» Given task: In the entries that follow, find the word "with" and report each line it is on.

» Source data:
::::

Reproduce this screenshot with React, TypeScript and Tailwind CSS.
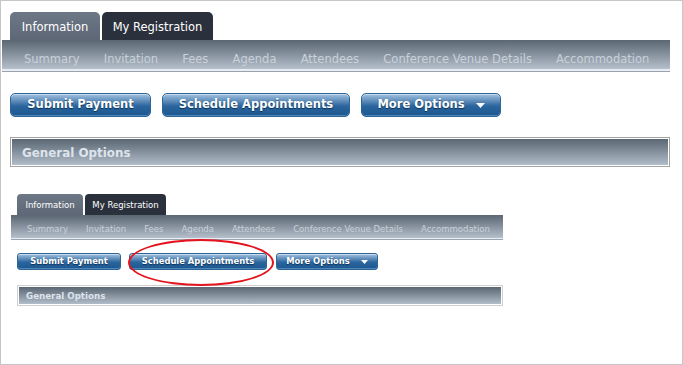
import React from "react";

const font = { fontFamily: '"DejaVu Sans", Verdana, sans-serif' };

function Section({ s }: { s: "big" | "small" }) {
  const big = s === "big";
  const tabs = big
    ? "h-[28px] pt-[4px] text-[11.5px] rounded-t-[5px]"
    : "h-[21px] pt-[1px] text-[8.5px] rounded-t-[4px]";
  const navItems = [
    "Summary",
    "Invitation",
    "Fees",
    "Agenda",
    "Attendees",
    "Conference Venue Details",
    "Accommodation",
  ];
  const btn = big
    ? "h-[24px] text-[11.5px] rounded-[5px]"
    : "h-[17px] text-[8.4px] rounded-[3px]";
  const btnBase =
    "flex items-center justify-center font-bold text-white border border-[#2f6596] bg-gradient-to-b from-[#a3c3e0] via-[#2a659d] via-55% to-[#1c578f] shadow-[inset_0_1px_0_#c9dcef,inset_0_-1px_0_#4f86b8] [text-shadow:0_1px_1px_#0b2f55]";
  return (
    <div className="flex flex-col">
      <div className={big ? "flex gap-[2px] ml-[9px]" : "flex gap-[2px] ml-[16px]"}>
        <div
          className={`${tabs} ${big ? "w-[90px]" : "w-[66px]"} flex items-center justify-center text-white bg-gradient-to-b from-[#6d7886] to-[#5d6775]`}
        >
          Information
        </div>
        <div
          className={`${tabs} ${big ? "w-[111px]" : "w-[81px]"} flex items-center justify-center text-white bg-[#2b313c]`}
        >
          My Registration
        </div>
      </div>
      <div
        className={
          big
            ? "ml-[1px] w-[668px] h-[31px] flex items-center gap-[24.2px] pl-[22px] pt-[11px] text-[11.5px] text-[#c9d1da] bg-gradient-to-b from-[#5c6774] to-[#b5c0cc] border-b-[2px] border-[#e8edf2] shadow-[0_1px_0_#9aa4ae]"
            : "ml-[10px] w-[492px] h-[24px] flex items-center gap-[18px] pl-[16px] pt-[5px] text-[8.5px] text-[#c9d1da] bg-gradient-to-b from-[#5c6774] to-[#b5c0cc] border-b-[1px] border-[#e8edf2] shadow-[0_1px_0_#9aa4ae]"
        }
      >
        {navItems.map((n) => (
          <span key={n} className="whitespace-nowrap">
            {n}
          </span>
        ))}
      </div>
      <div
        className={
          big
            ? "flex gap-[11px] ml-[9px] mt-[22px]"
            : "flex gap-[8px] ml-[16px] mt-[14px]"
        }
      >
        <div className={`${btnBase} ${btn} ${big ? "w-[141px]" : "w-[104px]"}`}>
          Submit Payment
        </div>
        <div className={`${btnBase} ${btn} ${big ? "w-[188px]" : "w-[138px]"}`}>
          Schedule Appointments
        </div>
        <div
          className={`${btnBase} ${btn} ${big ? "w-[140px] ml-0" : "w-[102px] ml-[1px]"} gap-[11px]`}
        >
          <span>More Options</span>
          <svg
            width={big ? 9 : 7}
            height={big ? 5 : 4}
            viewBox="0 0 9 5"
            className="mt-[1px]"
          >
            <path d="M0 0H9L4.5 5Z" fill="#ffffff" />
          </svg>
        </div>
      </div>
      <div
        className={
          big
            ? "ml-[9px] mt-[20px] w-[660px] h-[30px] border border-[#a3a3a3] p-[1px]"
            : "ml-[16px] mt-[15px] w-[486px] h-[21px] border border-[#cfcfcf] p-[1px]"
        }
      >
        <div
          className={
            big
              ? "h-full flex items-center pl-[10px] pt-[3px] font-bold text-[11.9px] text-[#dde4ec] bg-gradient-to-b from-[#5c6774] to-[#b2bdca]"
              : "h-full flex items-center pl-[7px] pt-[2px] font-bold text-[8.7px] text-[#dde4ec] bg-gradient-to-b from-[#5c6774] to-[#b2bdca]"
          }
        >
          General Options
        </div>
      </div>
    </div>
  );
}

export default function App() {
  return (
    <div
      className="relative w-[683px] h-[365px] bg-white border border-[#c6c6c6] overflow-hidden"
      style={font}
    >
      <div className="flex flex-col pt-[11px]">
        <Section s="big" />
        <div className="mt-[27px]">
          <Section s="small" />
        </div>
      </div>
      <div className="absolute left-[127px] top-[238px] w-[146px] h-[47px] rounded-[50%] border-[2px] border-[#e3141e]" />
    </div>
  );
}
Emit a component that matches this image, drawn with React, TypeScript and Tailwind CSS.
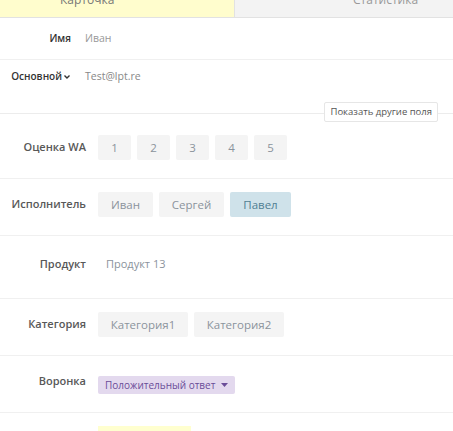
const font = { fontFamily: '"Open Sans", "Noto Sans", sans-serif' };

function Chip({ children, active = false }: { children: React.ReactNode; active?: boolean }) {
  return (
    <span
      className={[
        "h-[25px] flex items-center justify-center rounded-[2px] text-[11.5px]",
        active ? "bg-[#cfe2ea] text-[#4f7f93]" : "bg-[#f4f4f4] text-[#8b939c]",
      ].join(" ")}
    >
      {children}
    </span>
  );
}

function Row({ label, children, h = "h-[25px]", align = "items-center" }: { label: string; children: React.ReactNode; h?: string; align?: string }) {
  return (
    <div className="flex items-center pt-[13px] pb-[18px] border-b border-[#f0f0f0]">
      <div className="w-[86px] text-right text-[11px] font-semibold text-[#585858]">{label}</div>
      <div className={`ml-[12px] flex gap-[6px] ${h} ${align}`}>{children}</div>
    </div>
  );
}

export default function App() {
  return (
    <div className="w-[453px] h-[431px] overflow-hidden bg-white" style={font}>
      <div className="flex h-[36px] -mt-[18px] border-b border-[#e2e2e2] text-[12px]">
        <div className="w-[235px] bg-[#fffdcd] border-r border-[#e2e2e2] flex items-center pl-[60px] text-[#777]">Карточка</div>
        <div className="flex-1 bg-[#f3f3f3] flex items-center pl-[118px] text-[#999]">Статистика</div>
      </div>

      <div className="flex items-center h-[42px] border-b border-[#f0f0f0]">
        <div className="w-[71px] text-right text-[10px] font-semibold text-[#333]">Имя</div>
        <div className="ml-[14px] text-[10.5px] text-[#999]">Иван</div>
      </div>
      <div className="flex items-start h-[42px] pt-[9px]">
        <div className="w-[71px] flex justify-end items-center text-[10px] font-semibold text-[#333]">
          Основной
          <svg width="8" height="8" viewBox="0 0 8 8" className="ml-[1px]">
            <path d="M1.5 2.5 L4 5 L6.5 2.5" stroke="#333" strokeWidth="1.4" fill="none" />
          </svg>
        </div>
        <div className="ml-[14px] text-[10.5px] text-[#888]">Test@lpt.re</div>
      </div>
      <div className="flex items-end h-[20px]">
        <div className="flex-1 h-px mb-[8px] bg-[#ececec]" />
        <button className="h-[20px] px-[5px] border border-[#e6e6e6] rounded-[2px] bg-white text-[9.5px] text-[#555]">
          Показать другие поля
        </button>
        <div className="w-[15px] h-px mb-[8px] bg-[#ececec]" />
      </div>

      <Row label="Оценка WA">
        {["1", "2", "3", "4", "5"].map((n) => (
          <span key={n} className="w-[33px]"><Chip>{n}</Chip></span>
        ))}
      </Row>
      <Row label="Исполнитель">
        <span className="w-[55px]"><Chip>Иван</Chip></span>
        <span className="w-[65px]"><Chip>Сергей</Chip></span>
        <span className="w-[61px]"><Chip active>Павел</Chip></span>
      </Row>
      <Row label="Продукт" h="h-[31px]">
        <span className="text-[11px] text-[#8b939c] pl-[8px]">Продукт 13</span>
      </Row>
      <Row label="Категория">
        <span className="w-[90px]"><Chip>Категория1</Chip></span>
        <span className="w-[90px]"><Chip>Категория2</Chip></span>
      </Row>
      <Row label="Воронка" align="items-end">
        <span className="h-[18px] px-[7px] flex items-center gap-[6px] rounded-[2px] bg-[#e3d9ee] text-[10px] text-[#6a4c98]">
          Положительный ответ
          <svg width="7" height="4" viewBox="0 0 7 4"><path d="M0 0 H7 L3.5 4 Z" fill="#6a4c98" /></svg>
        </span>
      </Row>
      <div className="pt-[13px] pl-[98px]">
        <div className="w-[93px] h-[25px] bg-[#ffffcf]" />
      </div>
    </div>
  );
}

::::

» Problem solution:
Reproduce this screenshot with React, TypeScript and Tailwind CSS.
Emit a component that matches this image, drawn with React, TypeScript and Tailwind CSS.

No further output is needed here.